Problem details: Your job is to return the lines between the line holding "Give me the" and the line holding "const notices = [14, 13, 12, 11, 10, 9, 8, 7];", inclusive, exactly and with no pictures.

Records for processing:
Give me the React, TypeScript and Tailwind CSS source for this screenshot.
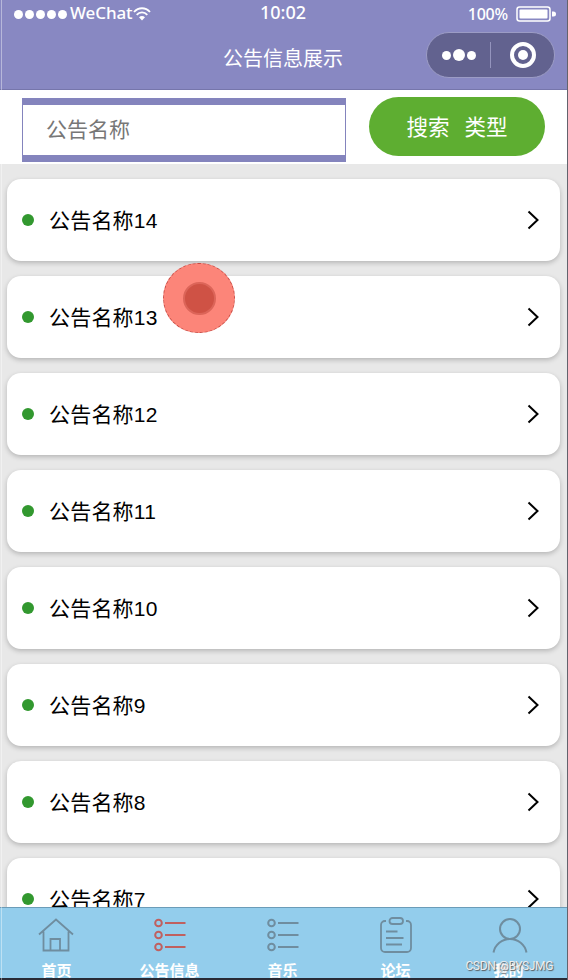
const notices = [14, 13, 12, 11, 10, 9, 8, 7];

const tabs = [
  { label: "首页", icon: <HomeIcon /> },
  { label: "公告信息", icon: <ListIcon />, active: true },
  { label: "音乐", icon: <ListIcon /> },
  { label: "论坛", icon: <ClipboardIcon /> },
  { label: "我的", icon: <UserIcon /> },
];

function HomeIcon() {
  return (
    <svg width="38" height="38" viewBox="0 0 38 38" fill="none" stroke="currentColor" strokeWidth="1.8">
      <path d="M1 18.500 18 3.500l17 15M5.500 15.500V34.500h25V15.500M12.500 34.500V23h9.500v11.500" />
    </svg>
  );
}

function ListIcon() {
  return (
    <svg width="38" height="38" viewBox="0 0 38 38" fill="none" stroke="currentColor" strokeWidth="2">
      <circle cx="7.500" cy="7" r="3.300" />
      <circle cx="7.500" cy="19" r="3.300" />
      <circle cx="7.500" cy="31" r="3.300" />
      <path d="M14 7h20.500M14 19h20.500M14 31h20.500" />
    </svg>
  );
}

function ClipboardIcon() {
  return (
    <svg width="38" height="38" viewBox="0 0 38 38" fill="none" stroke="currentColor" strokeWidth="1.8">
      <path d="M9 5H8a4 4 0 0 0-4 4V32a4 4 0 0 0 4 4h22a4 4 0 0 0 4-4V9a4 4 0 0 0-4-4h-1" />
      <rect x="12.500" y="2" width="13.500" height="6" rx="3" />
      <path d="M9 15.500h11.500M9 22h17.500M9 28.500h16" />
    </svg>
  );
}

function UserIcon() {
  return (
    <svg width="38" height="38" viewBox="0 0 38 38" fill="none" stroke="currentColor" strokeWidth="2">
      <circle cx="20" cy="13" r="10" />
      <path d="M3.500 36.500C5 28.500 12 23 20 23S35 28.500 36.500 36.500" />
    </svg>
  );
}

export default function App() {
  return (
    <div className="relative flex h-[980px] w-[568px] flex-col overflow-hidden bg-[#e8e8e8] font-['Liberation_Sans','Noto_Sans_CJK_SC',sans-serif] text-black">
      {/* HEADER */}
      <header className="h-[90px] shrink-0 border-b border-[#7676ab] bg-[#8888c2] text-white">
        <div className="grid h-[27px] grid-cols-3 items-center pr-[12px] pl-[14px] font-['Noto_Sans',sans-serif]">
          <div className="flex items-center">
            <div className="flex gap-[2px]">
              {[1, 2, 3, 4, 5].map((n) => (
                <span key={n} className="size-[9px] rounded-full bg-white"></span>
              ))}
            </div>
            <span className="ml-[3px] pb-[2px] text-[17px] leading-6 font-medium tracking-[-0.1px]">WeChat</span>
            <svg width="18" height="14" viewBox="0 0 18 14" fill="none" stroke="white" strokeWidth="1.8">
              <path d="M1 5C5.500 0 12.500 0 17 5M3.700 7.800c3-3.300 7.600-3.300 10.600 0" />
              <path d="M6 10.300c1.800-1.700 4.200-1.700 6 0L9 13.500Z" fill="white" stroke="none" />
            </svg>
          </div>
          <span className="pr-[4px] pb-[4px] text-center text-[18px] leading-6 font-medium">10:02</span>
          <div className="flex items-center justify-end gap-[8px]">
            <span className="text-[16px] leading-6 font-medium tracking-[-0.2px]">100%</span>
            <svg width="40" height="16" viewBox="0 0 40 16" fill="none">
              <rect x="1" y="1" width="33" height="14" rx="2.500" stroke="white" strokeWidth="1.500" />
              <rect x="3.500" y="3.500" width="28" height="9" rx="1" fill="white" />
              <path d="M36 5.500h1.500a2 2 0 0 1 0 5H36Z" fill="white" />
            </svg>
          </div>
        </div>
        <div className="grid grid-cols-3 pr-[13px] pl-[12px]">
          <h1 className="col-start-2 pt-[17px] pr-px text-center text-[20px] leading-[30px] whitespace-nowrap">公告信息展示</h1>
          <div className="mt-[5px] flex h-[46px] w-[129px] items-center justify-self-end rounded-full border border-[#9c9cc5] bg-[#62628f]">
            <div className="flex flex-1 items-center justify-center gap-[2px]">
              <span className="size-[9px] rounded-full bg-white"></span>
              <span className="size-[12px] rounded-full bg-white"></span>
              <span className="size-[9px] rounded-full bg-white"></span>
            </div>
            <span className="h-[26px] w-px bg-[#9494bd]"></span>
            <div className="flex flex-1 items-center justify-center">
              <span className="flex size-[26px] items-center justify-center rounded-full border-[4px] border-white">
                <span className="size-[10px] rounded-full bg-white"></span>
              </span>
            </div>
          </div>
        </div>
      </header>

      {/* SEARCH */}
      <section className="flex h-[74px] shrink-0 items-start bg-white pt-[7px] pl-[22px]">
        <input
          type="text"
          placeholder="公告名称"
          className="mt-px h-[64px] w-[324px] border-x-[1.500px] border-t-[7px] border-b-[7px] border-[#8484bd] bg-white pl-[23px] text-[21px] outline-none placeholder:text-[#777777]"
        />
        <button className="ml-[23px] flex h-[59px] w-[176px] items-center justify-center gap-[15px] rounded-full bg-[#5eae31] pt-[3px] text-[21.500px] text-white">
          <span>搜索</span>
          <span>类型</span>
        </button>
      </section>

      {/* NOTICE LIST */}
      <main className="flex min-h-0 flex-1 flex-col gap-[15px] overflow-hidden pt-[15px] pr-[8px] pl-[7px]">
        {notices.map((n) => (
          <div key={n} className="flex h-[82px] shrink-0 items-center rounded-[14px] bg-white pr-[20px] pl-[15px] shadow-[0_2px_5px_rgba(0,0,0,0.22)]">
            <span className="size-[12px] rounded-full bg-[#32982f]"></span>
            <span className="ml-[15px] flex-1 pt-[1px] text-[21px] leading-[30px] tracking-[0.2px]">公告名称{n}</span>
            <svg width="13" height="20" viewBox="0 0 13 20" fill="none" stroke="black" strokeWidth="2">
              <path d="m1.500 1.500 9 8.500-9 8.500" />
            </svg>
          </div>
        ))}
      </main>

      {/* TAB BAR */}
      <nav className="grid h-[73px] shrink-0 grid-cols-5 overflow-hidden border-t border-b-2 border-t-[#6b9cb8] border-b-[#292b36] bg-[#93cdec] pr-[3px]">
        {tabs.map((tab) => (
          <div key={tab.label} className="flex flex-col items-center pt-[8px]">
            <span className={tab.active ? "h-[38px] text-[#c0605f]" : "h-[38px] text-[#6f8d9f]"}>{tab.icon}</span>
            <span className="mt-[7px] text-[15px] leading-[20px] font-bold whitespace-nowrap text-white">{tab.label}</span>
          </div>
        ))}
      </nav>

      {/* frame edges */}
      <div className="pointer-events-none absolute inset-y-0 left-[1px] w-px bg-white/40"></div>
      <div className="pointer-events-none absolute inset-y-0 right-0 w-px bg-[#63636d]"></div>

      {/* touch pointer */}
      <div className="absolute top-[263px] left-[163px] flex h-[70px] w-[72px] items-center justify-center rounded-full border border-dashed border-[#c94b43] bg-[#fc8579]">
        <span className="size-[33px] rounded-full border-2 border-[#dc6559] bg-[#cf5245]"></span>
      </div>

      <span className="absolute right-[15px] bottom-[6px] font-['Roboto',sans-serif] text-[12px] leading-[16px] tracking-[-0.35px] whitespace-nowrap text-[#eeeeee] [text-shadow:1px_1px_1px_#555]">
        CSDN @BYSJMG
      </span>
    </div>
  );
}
...
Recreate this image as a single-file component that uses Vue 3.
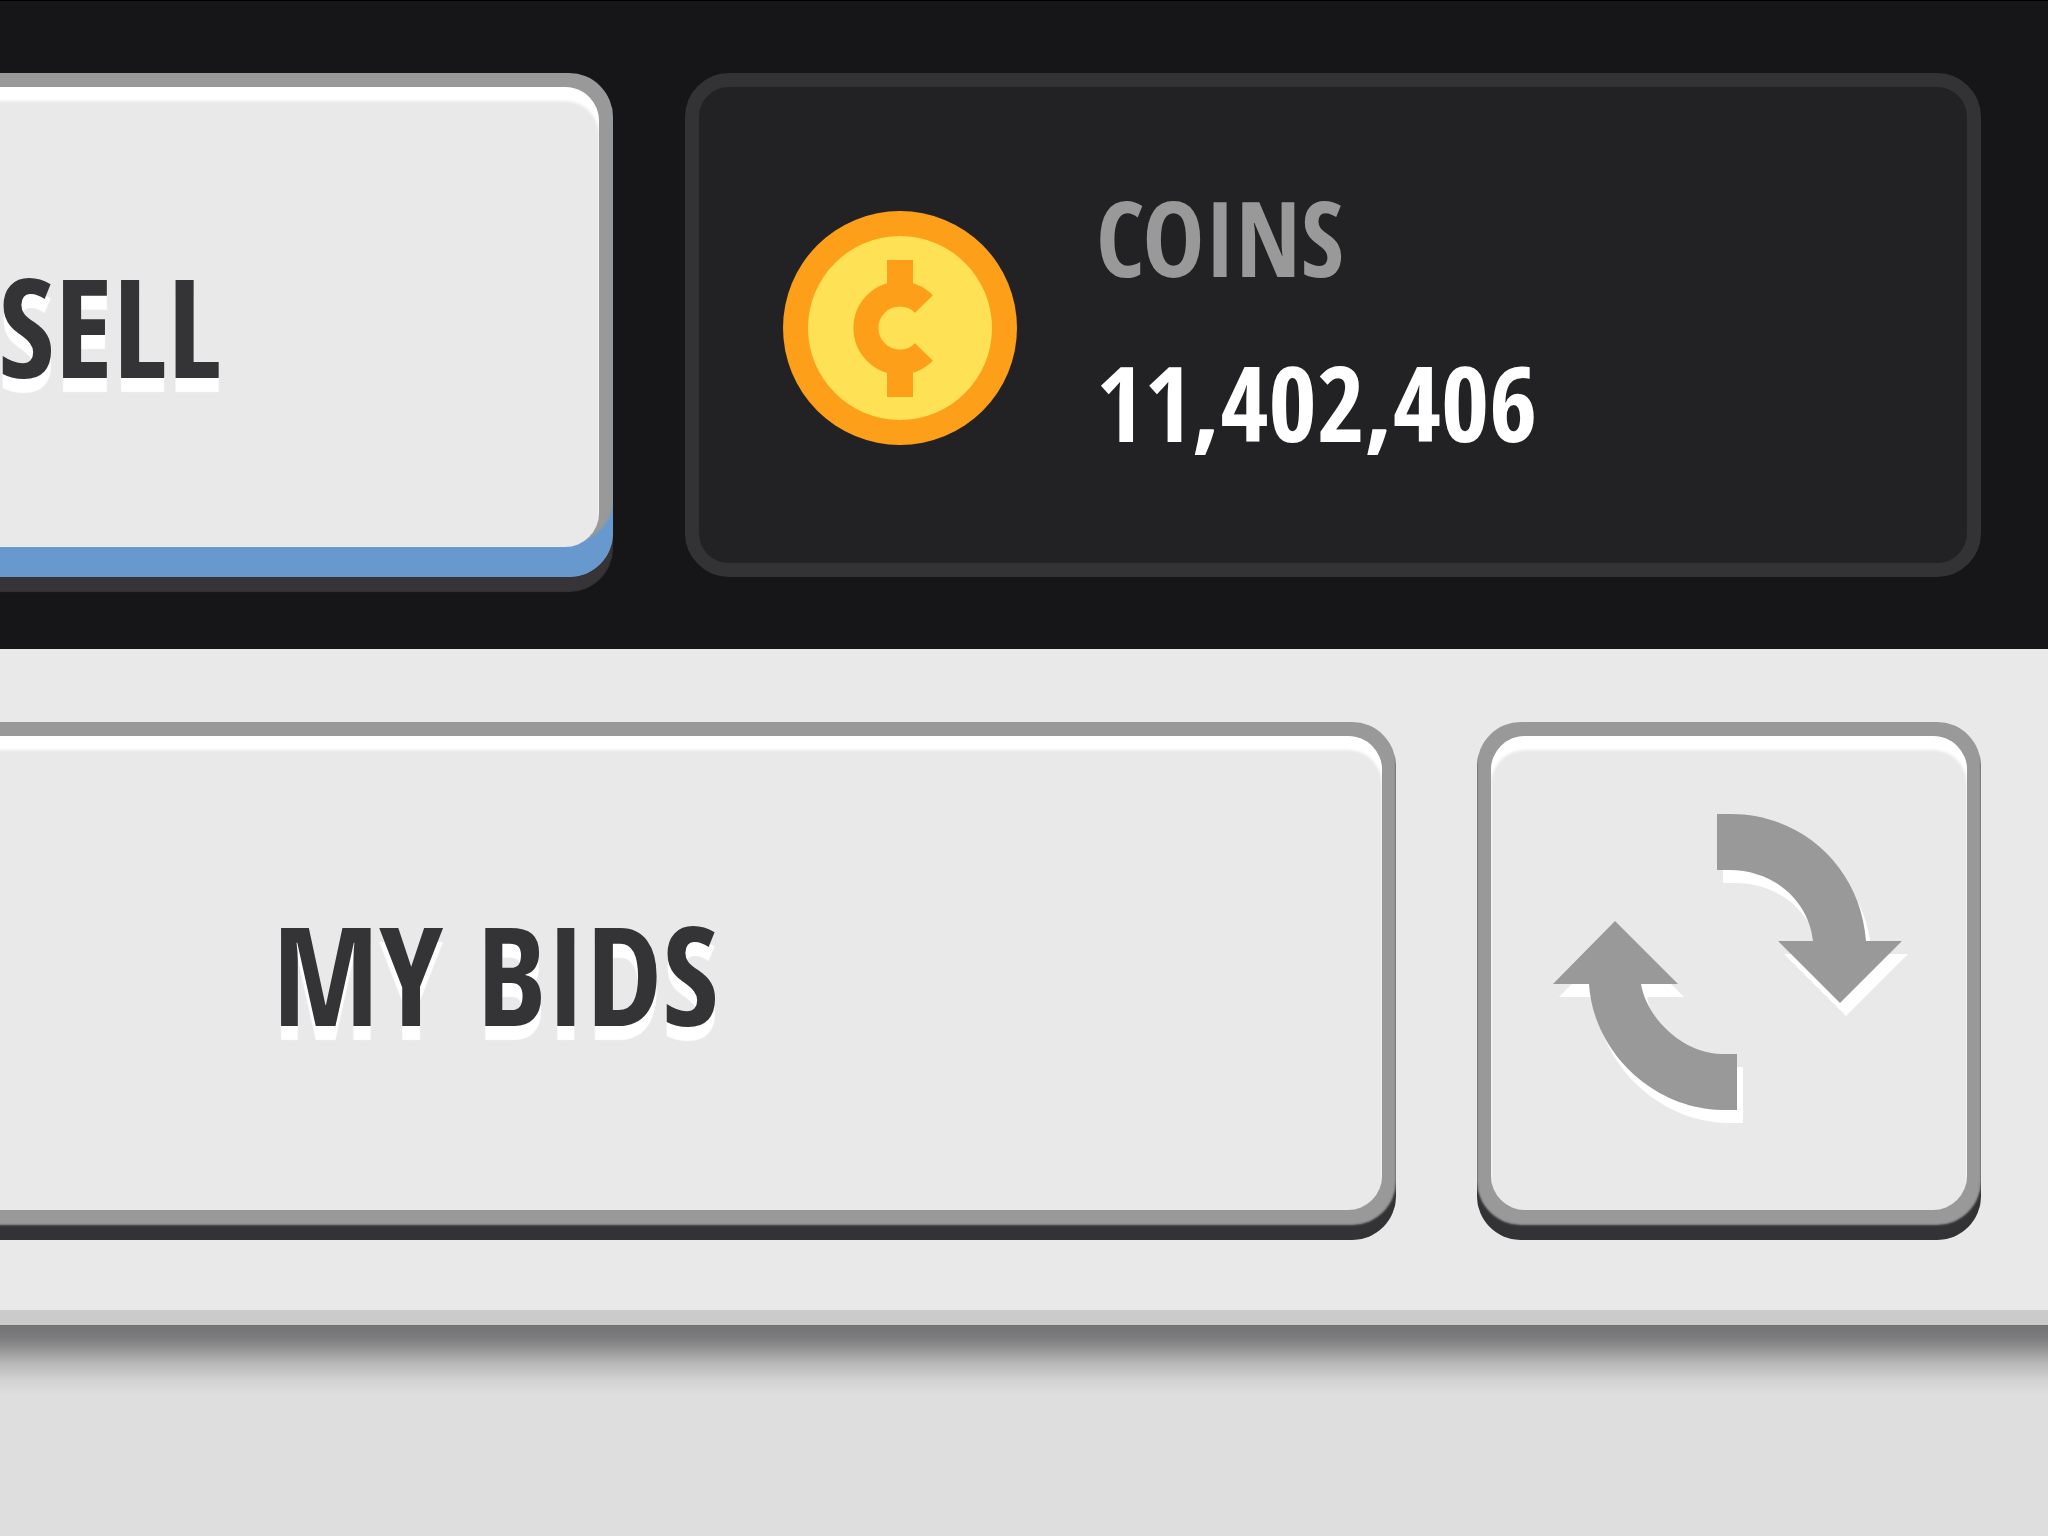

Full answer:
Give me the React, TypeScript and Tailwind CSS source for this screenshot.
const notices = [14, 13, 12, 11, 10, 9, 8, 7];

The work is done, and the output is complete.